#### DIRECTIONS
Count how many lines contain the word "component". Please give only the number.
......
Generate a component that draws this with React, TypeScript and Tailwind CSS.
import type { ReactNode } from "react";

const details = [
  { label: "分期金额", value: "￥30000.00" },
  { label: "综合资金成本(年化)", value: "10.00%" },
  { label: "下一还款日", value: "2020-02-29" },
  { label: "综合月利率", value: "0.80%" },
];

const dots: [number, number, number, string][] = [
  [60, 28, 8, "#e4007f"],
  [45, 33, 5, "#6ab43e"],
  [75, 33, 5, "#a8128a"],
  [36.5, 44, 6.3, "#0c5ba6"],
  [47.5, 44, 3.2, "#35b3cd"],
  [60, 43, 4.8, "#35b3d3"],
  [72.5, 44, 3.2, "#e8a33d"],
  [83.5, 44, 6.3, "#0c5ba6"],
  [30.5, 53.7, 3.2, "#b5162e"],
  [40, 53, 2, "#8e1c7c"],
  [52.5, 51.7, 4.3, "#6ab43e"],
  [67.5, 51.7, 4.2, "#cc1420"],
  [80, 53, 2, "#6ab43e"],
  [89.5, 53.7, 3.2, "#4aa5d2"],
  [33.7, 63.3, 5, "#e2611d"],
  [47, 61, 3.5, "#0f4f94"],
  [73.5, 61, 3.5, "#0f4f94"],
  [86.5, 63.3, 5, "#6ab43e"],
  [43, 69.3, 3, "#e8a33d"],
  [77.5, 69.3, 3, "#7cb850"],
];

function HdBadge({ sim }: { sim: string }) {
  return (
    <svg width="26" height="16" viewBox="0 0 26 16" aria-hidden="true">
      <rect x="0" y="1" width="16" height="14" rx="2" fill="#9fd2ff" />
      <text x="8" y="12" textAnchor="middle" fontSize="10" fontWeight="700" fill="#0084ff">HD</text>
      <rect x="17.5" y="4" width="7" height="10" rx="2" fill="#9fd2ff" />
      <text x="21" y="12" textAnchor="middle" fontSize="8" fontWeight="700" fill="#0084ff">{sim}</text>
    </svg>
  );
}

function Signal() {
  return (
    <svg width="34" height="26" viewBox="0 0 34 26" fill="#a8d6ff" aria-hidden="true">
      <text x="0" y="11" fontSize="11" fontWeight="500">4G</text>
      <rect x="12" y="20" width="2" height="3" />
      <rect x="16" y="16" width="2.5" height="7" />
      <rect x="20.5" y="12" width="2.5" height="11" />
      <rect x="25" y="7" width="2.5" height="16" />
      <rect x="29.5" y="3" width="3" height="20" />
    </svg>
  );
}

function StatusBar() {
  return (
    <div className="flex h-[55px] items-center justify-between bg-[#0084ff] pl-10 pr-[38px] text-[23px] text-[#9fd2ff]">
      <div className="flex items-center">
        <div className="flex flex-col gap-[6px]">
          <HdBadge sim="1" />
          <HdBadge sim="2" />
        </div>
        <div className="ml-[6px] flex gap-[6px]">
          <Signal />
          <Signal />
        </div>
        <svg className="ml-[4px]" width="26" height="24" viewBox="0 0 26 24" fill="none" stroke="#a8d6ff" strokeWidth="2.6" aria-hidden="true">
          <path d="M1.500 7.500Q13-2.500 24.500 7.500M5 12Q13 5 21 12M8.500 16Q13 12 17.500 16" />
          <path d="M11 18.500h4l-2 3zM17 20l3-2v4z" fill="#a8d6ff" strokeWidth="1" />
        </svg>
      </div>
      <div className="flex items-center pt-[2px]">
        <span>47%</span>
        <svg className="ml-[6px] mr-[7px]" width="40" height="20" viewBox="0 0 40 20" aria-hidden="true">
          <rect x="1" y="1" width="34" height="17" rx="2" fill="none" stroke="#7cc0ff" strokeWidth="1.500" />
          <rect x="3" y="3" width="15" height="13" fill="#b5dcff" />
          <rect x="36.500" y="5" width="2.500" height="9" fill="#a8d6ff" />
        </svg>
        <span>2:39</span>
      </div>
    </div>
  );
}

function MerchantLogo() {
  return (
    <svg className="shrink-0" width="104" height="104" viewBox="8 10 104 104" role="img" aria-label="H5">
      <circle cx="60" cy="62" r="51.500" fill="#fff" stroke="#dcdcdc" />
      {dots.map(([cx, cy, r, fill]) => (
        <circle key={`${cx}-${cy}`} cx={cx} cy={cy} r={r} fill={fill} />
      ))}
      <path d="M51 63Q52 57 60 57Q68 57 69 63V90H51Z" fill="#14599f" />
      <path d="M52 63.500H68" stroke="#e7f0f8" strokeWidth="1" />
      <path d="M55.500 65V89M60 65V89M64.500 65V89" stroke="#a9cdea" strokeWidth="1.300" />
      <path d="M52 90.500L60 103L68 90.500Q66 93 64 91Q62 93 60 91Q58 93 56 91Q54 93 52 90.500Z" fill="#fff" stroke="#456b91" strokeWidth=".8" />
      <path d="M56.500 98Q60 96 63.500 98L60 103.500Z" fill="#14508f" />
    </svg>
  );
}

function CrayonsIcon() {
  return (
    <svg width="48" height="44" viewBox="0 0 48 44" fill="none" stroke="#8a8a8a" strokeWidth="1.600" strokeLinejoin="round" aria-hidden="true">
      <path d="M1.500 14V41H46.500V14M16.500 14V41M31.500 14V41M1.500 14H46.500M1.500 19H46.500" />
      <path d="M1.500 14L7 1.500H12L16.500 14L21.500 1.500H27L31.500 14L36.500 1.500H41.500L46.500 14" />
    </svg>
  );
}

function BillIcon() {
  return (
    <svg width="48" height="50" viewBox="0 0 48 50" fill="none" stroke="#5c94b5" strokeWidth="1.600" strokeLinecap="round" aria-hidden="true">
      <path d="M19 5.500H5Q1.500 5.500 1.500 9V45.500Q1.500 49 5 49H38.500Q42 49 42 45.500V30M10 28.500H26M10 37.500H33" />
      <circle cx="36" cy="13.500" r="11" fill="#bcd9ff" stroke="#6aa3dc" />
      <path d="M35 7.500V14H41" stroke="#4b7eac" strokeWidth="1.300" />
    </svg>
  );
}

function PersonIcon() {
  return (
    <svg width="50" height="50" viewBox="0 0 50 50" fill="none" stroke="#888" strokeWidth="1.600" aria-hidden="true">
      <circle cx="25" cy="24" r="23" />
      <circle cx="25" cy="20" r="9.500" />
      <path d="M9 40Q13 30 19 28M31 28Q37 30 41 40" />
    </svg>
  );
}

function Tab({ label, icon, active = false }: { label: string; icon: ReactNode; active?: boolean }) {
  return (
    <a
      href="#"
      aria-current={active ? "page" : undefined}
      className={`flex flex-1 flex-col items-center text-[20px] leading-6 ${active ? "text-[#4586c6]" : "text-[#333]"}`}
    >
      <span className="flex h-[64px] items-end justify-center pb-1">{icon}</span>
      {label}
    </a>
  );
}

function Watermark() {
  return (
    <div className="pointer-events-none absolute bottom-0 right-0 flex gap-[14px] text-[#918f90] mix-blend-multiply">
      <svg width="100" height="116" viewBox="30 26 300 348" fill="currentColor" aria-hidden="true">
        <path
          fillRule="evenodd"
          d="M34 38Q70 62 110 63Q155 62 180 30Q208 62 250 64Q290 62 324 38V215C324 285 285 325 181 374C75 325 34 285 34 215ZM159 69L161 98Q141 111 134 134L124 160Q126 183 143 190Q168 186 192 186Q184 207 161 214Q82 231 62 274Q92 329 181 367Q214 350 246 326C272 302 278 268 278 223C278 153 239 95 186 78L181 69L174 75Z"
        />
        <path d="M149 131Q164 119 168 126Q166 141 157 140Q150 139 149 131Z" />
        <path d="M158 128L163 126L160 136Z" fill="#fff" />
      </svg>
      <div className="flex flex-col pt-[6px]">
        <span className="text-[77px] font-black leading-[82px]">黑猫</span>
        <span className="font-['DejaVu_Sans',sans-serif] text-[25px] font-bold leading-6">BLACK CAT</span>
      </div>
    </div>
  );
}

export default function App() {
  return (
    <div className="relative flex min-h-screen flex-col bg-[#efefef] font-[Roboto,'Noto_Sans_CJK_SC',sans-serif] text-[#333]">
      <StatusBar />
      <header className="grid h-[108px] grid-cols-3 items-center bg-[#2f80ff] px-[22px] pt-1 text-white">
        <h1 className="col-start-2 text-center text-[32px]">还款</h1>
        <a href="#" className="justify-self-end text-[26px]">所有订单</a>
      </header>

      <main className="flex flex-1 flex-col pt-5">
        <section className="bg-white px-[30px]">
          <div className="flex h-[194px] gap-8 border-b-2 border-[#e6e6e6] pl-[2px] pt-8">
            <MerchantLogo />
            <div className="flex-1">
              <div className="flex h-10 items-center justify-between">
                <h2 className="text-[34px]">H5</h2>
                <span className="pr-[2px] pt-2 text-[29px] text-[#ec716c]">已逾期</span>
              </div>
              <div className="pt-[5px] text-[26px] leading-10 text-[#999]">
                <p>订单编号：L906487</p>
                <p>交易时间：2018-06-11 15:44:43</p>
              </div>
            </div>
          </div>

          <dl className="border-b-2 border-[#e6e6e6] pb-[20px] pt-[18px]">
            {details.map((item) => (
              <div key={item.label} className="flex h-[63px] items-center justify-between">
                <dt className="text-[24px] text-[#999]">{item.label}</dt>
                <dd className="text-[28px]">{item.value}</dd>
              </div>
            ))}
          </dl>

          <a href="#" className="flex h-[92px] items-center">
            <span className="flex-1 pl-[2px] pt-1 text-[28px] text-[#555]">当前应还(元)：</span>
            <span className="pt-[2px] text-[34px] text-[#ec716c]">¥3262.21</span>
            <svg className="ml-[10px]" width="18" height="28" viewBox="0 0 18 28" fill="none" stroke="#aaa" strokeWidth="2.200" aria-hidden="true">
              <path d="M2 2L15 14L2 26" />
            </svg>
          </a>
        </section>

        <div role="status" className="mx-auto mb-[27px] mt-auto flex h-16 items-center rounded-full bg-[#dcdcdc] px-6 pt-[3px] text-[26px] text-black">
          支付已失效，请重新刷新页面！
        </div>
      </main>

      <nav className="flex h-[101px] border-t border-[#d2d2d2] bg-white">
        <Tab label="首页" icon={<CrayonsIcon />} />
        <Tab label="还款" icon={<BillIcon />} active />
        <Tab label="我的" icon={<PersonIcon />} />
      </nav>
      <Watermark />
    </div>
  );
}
......
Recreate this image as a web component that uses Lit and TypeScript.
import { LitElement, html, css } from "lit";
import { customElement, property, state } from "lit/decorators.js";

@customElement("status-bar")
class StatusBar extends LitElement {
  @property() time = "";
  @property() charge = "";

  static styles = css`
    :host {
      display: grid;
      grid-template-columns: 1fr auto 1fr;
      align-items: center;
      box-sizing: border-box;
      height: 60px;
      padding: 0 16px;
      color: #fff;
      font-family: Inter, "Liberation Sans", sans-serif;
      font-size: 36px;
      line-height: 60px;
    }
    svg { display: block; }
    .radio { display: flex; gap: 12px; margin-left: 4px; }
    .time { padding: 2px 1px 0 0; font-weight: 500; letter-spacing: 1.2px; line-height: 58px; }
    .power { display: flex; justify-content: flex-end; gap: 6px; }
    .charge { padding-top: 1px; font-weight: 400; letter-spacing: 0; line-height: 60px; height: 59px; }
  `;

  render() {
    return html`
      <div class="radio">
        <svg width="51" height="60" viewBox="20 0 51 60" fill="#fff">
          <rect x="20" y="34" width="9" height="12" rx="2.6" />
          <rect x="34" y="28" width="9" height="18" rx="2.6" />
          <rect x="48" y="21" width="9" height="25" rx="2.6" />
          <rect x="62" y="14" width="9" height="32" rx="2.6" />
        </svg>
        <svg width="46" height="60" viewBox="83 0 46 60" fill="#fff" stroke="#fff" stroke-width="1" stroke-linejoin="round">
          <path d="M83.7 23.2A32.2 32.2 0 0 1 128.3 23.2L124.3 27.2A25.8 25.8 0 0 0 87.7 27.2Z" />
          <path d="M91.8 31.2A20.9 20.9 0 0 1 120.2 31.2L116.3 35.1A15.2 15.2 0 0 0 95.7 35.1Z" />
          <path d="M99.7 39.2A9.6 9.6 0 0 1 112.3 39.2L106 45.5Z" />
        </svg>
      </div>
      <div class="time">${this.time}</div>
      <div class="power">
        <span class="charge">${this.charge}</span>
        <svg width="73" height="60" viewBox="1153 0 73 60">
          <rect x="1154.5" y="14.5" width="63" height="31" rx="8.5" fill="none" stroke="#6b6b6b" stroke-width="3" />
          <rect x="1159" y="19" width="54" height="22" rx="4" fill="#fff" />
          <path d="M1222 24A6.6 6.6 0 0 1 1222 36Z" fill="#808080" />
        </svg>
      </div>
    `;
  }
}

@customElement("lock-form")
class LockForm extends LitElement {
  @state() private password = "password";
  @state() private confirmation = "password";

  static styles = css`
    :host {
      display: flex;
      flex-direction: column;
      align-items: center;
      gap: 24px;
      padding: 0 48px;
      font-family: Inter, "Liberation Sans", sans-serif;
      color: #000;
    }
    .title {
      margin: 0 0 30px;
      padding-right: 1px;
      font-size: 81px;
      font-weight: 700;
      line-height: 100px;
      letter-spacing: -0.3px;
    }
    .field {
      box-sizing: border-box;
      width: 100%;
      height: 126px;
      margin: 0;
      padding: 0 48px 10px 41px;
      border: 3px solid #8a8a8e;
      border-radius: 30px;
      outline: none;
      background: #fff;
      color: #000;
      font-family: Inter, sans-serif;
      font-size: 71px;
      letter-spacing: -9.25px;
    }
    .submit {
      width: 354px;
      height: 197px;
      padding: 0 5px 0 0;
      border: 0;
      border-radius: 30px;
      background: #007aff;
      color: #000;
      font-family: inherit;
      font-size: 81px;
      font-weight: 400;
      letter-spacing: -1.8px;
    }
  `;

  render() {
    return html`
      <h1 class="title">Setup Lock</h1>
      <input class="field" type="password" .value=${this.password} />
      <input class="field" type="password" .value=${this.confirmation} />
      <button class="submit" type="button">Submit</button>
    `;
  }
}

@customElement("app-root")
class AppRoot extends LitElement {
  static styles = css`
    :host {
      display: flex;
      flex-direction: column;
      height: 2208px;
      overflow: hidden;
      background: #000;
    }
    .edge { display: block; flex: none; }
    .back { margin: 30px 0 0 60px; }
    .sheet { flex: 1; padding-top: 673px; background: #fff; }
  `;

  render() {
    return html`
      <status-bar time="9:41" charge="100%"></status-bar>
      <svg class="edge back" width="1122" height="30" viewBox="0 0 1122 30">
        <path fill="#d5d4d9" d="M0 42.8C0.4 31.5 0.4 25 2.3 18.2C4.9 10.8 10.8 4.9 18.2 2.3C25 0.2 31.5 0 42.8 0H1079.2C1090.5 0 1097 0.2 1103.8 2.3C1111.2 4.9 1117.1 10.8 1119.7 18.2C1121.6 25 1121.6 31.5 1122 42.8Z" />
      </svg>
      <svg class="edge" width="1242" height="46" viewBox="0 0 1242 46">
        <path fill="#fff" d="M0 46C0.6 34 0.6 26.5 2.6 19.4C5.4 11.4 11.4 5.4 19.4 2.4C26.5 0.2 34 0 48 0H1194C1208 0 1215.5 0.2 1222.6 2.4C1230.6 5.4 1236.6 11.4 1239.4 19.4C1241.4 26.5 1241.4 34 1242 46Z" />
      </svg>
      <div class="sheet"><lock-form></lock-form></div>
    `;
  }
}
......
#### WORKED SOLUTION
2